9:07 AM 4/15/2018 — Those of you who attend Holy Mass every day will find today’s Gospel lesson familiar because the lessons presented for Holy Mass on these Sundays after Easter are often read on weekdays as well, and today's lesson was read back on Easter Thursday. It begins with the line: “The two disciples recounted what had taken place on the way, and how Jesus was made known to them in the breaking of the bread” (Luke 24: 34 NABRE). The incident referred to is that familiar one of Our Lord's encounter with the two disciples on the road to Emmaus, one of whom is named Cleopas, and the other not named. I’m sure the passage is familiar to you: how they do not recognize Our Risen Lord, how they recount for Him the story of Christ's betrayal, passion and death, marveling at how He would not know about such things. As they get near the city, Our Lord makes pretense of leaving them and continuing on, and they ask Him to stay with them; and, we observed at the time that Our Lord's pretending to want to leave them and continue on was His way of testing their desire to be with Him: if they want Him to stay with them, they're going to have to ask. Reflect how Our Lord does this to us all the time, allowing us, in His permissive will, to suffer wants and needs and deprivations in order to train us to depend on Him rather than on ourselves.
     He stays with these two disciples and, as Saint Luke puts it, He “broke bread” with them, which is Luke's subtle way of saying that He said Mass; and, it's in the context of this Mass, celebrated by Our Lord, that they recognize Him, at which point He immediately disappears. He disappears because, with the Blessed Sacrament now present, there is no need for Jesus in His human form to hang around anymore. Having received Our Lord in Holy Communion, these two then run off to Jerusalem to tell the Apostles what had happened; and, this is where today's Gospel lesson begins.
     Now, I had also mentioned to those in attendance at daily Mass during Easter Week that most of those who encounter Our Lord after His resurrection are unable at first to recognize Him; not Mary Magdalene, not the other women, and not these two disciples He meets on the road to Emmaus … at least not until He offers the Holy Sacrifice of the Mass in their presence, whereupon He immediately vanishes because there is no need for two manifestations of Our Lord.

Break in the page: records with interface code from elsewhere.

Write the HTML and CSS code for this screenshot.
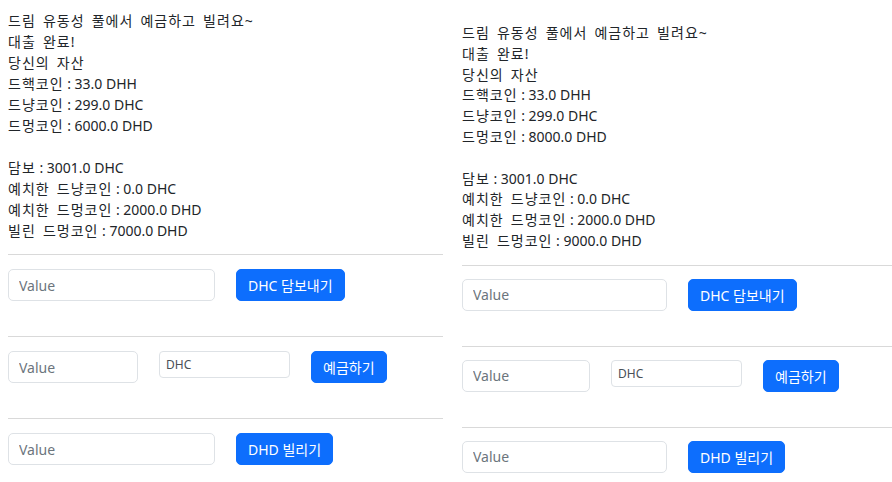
FILE: index.html
```html
<!DOCTYPE html>
<html>
<head lang="ko">
    <meta charset="UTF-8">
    <title>드림 유동성 풀</title>
    <link rel="stylesheet" href="styles.css">
</head>
<body>
    <div id="page">
        <div class="panel panel-left">
            <div class="info">
                <div><span class="ko">드림 유동성 풀에서 예금하고 빌려요~</span></div>
                <div><span class="ko">대출 완료!</span></div>
                <div><span class="ko">당신의 자산</span></div>
                <div><span class="ko">드핵코인</span> : 33.0 DHH</div>
                <div><span class="ko">드냥코인</span> : 299.0 DHC</div>
                <div><span class="ko">드멍코인</span> : 6000.0 DHD</div>
                <br>
                <div><span class="ko">담보</span> : 3001.0 DHC</div>
                <div><span class="ko">예치한 드냥코인</span> : 0.0 DHC</div>
                <div><span class="ko">예치한 드멍코인</span> : 2000.0 DHD</div>
                <div><span class="ko">빌린 드멍코인</span> : 7000.0 DHD</div>
            </div>
            <hr>
            <div class="form-row">
                <input class="field field-wide" type="text" placeholder="Value">
                <button class="btn">DHC 담보내기</button>
            </div>
            <hr>
            <div class="form-row">
                <input class="field field-short" type="text" placeholder="Value">
                <input class="field field-coin" type="text" value="DHC">
                <button class="btn">예금하기</button>
            </div>
            <hr>
            <div class="form-row">
                <input class="field field-wide" type="text" placeholder="Value">
                <button class="btn">DHD 빌리기</button>
            </div>
        </div>

        <div class="panel panel-right">
            <div class="info">
                <div><span class="ko">드림 유동성 풀에서 예금하고 빌려요~</span></div>
                <div><span class="ko">대출 완료!</span></div>
                <div><span class="ko">당신의 자산</span></div>
                <div><span class="ko">드핵코인</span> : 33.0 DHH</div>
                <div><span class="ko">드냥코인</span> : 299.0 DHC</div>
                <div><span class="ko">드멍코인</span> : 8000.0 DHD</div>
                <br>
                <div><span class="ko">담보</span> : 3001.0 DHC</div>
                <div><span class="ko">예치한 드냥코인</span> : 0.0 DHC</div>
                <div><span class="ko">예치한 드멍코인</span> : 2000.0 DHD</div>
                <div><span class="ko">빌린 드멍코인</span> : 9000.0 DHD</div>
            </div>
            <hr>
            <div class="form-row">
                <input class="field field-wide" type="text" placeholder="Value">
                <button class="btn">DHC 담보내기</button>
            </div>
            <hr>
            <div class="form-row">
                <input class="field field-short" type="text" placeholder="Value">
                <input class="field field-coin" type="text" value="DHC">
                <button class="btn">예금하기</button>
            </div>
            <hr>
            <div class="form-row">
                <input class="field field-wide" type="text" placeholder="Value">
                <button class="btn">DHD 빌리기</button>
            </div>
        </div>
    </div>
</body>
</html>
```

FILE: styles.css
```css
*{
    margin: 0;
    padding: 0;
    box-sizing: border-box;
}
body{
    background: #fff;
    color: #212529;
    font-family: "Noto Sans", "Noto Sans CJK KR", sans-serif;
    font-size: 14px;
    line-height: 21px;
}
#page{
    display: flex;
    width: 892px;
}
.panel{
    display: flex;
    flex-direction: column;
}
.panel-left{
    width: 446px;
    padding: 10px 3px 0 8px;
}
.panel-right{
    flex: 1;
    padding: 23px 0 0 16px;
}
.panel-right .info{
    line-height: 20.8px;
}
.ko{
    letter-spacing: 1px;
    word-spacing: 2.5px;
}
hr{
    border: 0;
    border-top: 1px solid #d9d9d9;
    margin: 13px 0 14px;
}
.panel-right hr{
    margin: 13px 0 13px;
}
.form-row{
    display: flex;
    align-items: flex-start;
    gap: 21px;
    margin-bottom: 22px;
}
.field{
    height: 32px;
    padding: 0 10px;
    border: 1px solid #dee2e6;
    border-radius: 5px;
    font-family: "Noto Sans", "Noto Sans CJK KR", sans-serif;
    font-size: 14px;
    color: #212529;
    background: #fff;
    outline: none;
}
.field::placeholder{
    color: #6c757d;
}
.field-wide{
    width: 207px;
}
.field-short{
    width: 130px;
}
.field-coin{
    width: 131px;
    height: 27px;
    padding: 0 6px;
    font-size: 12px;
    color: #495057;
    border-radius: 4px;
}
.panel-right .field-wide{
    width: 205px;
}
.panel-right .field-short{
    width: 128px;
}
.btn{
    height: 32px;
    padding: 0 11px;
    border: 1px solid #0d6efd;
    border-radius: 5px;
    background: #0d6efd;
    color: #fff;
    font-family: "Noto Sans", "Noto Sans CJK KR", sans-serif;
    font-size: 14px;
    cursor: pointer;
}
```
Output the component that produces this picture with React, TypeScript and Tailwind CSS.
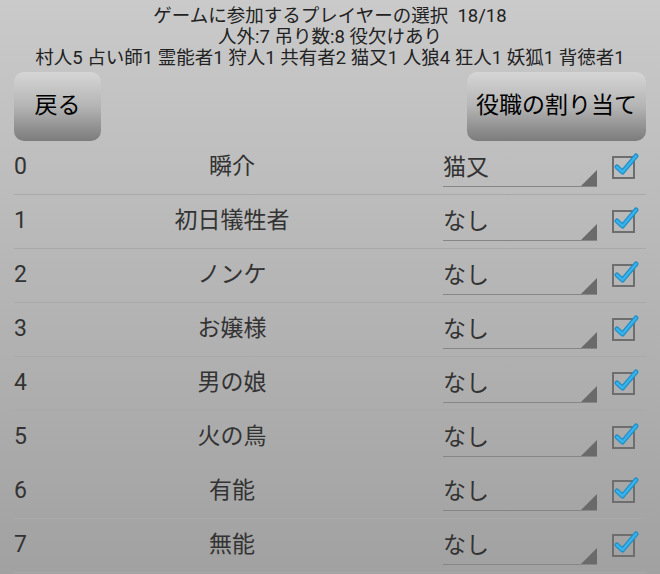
const players = [
  { id: 0, name: "瞬介", role: "猫又" },
  { id: 1, name: "初日犠牲者", role: "なし" },
  { id: 2, name: "ノンケ", role: "なし" },
  { id: 3, name: "お嬢様", role: "なし" },
  { id: 4, name: "男の娘", role: "なし" },
  { id: 5, name: "火の鳥", role: "なし" },
  { id: 6, name: "有能", role: "なし" },
  { id: 7, name: "無能", role: "なし" },
]

function CheckBox() {
  return (
    <svg width="30" height="30" viewBox="0 0 30 30" className="block">
      <rect x="1" y="7" width="21" height="21" fill="none" stroke="#6e6e6e" strokeWidth="2" />
      <path d="M5 17 L10.5 22 L24 6" fill="none" stroke="#1f8fc8" strokeWidth="5" strokeLinecap="round" strokeLinejoin="round" />
      <path d="M5 17 L10.5 22 L24 6" fill="none" stroke="#38b2ea" strokeWidth="2.5" strokeLinecap="round" strokeLinejoin="round" />
    </svg>
  )
}

function Spinner({ value }: { value: string }) {
  return (
    <div className="relative h-[46px] w-[154px] border-b border-[#868686]">
      <div className="pt-[14px] text-[23px] leading-[26px] text-[#333]">{value}</div>
      <svg width="16" height="16" viewBox="0 0 16 16" className="absolute bottom-0 right-0">
        <polygon points="16,0 16,16 0,16" fill="#6a6a6a" />
      </svg>
    </div>
  )
}

export default function App() {
  return (
    <div
      className="h-[574px] w-[660px] overflow-hidden bg-gradient-to-b from-[#cacaca] to-[#a1a1a1] text-[#222]"
      style={{ fontFamily: 'Roboto, "Noto Sans CJK JP", sans-serif' }}
    >
      <div className="pt-[6px] text-center text-[18.5px] leading-[21px] text-[#222]">
        <p>ゲームに参加するプレイヤーの選択&nbsp; 18/18</p>
        <p>人外:7 吊り数:8 役欠けあり</p>
        <p>村人5 占い師1 霊能者1 狩人1 共有者2 猫又1 人狼4 狂人1 妖狐1 背徳者1</p>
      </div>

      <div className="mt-[3px] flex justify-between px-[14px]">
        <button className="h-[69px] w-[87px] rounded-[10px] bg-gradient-to-b from-[#d6d6d6] via-[#b4b4b4] to-[#7c7c7c] text-[23px] text-black">
          戻る
        </button>
        <button className="h-[69px] w-[179px] rounded-[10px] bg-gradient-to-b from-[#d6d6d6] via-[#b4b4b4] to-[#7c7c7c] text-[23px] text-black">
          役職の割り当て
        </button>
      </div>

      <div className="px-[14px]">
        {players.map((p) => (
          <div key={p.id} className="flex h-[54px] items-center border-b border-[#a9a9a9]">
            <div className="w-[30px] text-[23px] text-[#333]">{p.id}</div>
            <div className="w-[376px] text-center text-[23px] text-[#333]">{p.name}</div>
            <div className="ml-[23px] self-start">
              <Spinner value={p.role} />
            </div>
            <div className="ml-[15px] -mt-[6px]">
              <CheckBox />
            </div>
          </div>
        ))}
      </div>
    </div>
  )
}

In today's Gospel lesson, which is also by Saint Luke, he appears for the first time to His Apostles and, oddly enough, they do recognize Him, so much so that they think they're seeing a ghost. Why are they able to see what no one else could see? Simple. They're priests. They have a relationship to Our Lord that no one else has; and, it's important to note that the Risen Lord does not do for them what he did for the disciples in Emmaus: He does not say Mass for them; He doesn't have to because this is something that they're able to do for themselves.

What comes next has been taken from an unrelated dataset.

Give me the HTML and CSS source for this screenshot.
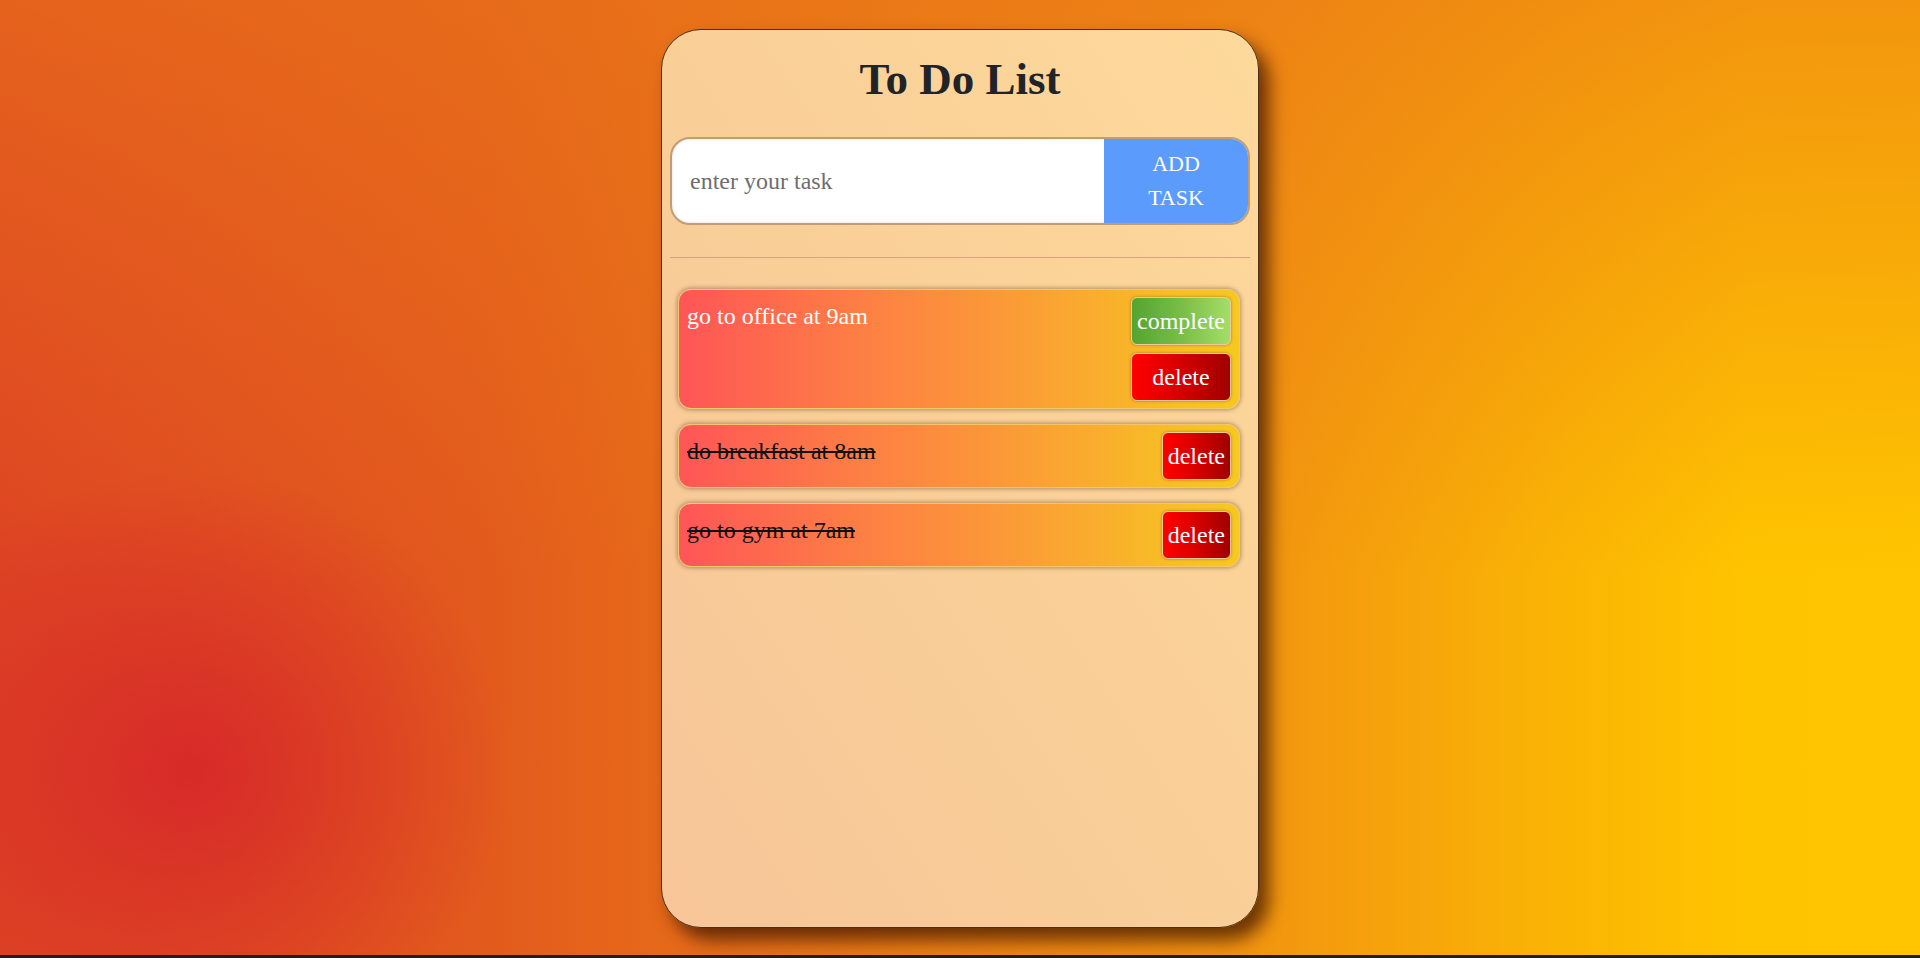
FILE: index.html
```html
<!DOCTYPE html>
<html lang="en">
<head>
<meta charset="utf-8">
<title>To Do List</title>
<link rel="stylesheet" href="styles.css">
</head>
<body>
<main class="card">
  <h1 class="title">To Do List</h1>
  <form class="entry">
    <input class="entry-input" type="text" placeholder="enter your task">
    <button class="entry-btn" type="button">ADD TASK</button>
  </form>
  <hr class="divider">
  <ul class="tasks">
    <li class="task">
      <span class="task-text">go to office at 9am</span>
      <div class="task-actions">
        <button class="btn btn-complete" type="button">complete</button>
        <button class="btn btn-delete" type="button">delete</button>
      </div>
    </li>
    <li class="task task-done">
      <span class="task-text">do breakfast at 8am</span>
      <div class="task-actions">
        <button class="btn btn-delete" type="button">delete</button>
      </div>
    </li>
    <li class="task task-done">
      <span class="task-text">go to gym at 7am</span>
      <div class="task-actions">
        <button class="btn btn-delete" type="button">delete</button>
      </div>
    </li>
  </ul>
</main>
</body>
</html>
```

FILE: styles.css
```css
* { box-sizing: border-box; }

html, body { margin: 0; padding: 0; }

body {
  height: 958px;
  overflow: hidden;
  font-family: "Liberation Serif", "Times New Roman", serif;
  border-bottom: 3px solid #1f1f1f;
  background:
    radial-gradient(ellipse 320px 300px at 190px 770px, rgba(214, 38, 42, 0.9), rgba(214, 38, 42, 0) 100%),
    linear-gradient(to bottom, rgba(234, 118, 24, 0.6), rgba(234, 118, 24, 0) 60%),
    linear-gradient(to right, #dd4423 0%, #e25a1d 25%, #ec7e14 48%, #f29410 65%, #fab404 81%, #ffc400 91%, #ffc500 100%);
  padding-top: 29px;
}

.card {
  width: 598px;
  height: 899px;
  margin: 0 auto;
  border: 1px solid #4a3018;
  border-radius: 40px;
  background: linear-gradient(to top right, #f7c599, #f9cf97 50%, #fed99c);
  box-shadow: 10px 12px 18px rgba(60, 20, 0, 0.75);
  padding: 0 8px;
}

.title {
  margin: 23px 0 32px;
  text-align: center;
  font-size: 45px;
  font-weight: bold;
  color: #202428;
  line-height: 52px;
}

.entry {
  display: flex;
  height: 88px;
  border: 2px solid #c29c74;
  border-radius: 20px;
  overflow: hidden;
  background: #fff;
  box-shadow: inset 0 0 3px rgba(0, 0, 0, 0.15);
}

.entry-input {
  flex: 1;
  min-width: 0;
  border: none;
  outline: none;
  padding: 0 0 0 18px;
  font-family: inherit;
  font-size: 24px;
  color: #333;
  background: transparent;
}

.entry-input::placeholder { color: #6e6e6e; }

.entry-btn {
  width: 144px;
  border: none;
  background: #5b9bfb;
  color: #fff;
  font-family: inherit;
  font-size: 22px;
  line-height: 34px;
  padding: 0 30px;
}

.divider {
  margin: 32px 0 31px;
  border: none;
  border-top: 1px solid #d5a47c;
}

.tasks {
  list-style: none;
  margin: 0;
  padding: 0 10px 0 8px;
  display: flex;
  flex-direction: column;
  gap: 15px;
}

.task {
  display: flex;
  justify-content: space-between;
  align-items: flex-start;
  padding: 7px 8px;
  border: 1px solid #f2c66a;
  border-radius: 13px;
  background: linear-gradient(to right, #ff5557, #fd7c45 30%, #fb9c36 60%, #f8c024 90%, #f7c81f);
  box-shadow: 0 0 4px 1px rgba(90, 60, 40, 0.45);
}

.task-text {
  padding-top: 6px;
  font-size: 24px;
  line-height: 27px;
  color: #fff;
}

.task-done .task-text {
  color: #111;
  text-decoration: line-through;
}

.task-actions {
  display: flex;
  flex-direction: column;
  gap: 8px;
}

.btn {
  font-family: inherit;
  font-size: 24px;
  line-height: 28px;
  color: #fff;
  padding: 9px 5px;
  border: 1px solid #ebcb9c;
  border-radius: 6px;
  box-shadow: 0 0 3px rgba(80, 40, 0, 0.45);
}

.btn-complete {
  background: linear-gradient(to right, #54a431, #7cc04a 55%, #a4de68);
}

.btn-delete {
  background: linear-gradient(to right, #ff0000, #e00000 40%, #a00000);
}
```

     It's just by way of emphasizing the fact that the relationship of the priest to Our Lord is different from the relationship of everyone else to Our Lord, which is why the Apostles are able to recognize Jesus after His resurrection when everyone else could not, and why our risen Lord, upon meeting the Apostles for the first time after rising from the dead, does not say Mass for them as He did for the disciples at Emmaus who were not priests.
     But, priests or not, they are still men with all the weaknesses and temptations of men; their priesthood does not make them holier than anyone else, and it certainly doesn't make them any smarter, which is why even while recognizing Our Lord they are incredulous, and think they're seeing a ghost. So, what does He do? He eats a piece of fish. This is a significant act, because it illustrates the fact that Our Lord's resurrection from the dead was not something mystical or ethereal, and His risen presence was not some sort of heavenly projection: a heart muscle which had ceased to beat began to beat again; lungs which had become empty filled with air again; blood which had ceased to flow coursed through His veins once again. His body was a glorified one—a perfected one—but it was still the same body. The resurrection of Our Lord, God and Savior Jesus Christ is not a metaphor, and neither is the Eucharist we celebrate: it isn’t a sign of Jesus, it isn’t a symbol of Jesus, Jesus isn’t somehow present in the bread and wine; but, it truly is the Body, Blood, Soul and Divinity of Jesus Christ, only disguised as something else.
     “O Lord, our God,” sings King David, “how glorious is your name over all the earth! What is man that you should be mindful of him, or the son of man that you should care for him?” (Psalm 8: 2, 5 NABRE). And what greater evidence of Our Lord's care for us than the gift of Himself in the Blessed Eucharist, and what further evidence than the fact that He gave the power to make the Eucharist happen to His apostles who, through the laying on of hands, passed that power on to other men down through the centuries. The earliest evidence proves that, from the moment that they began to build churches, early Christians began to reserve the Blessed Sacrament in them because they wanted to pray before Our Lord in the tabernacle. And we know this from no less ancient a source than Saint John Chrysostom, who preached on Jesus entering the Temple in Jerusalem, saying, “This was proper to a good son: to enter immediately into the house of his Father to render due honor to Him there—just as you, who should imitate Jesus, whenever you enter a city should first of all go the church” (Catena Aurea, III). How wonderful would it be if we could resurrect the ancient custom of the Visit to the Blessed Sacrament?
     We do not need to envy the Apostles who saw and recognized the Lord after His resurrection; we see Him every day … on this altar … in this tabernacle. And we see Him because He gave to us priests with the ability to make Him present to us in the Holy Sacrifice of the Altar … just as present to us now as He was when He walked this earth as a man. That’s why when we’re at Holy Mass, we shouldn’t come forward to receive Holy Communion automatically without thinking, just because everybody else is. Communion is not just a symbol of unity. My soul needs to be properly disposed and free from serious sin in order for me to receive worthily; and, if it isn’t, then I need to refrain from receiving until I can confess to a priest.
     In today’s Gospel lesson, Our Blessed Lord proves to his disciples the reality of His resurrection by eating in their presence. Let’s us reciprocate by proving to Him our firm belief that the Eucharist is our blessed Lord, by visiting Him in the tabernacle frequently, and always making sure our souls are prepared when we approach to receive Him.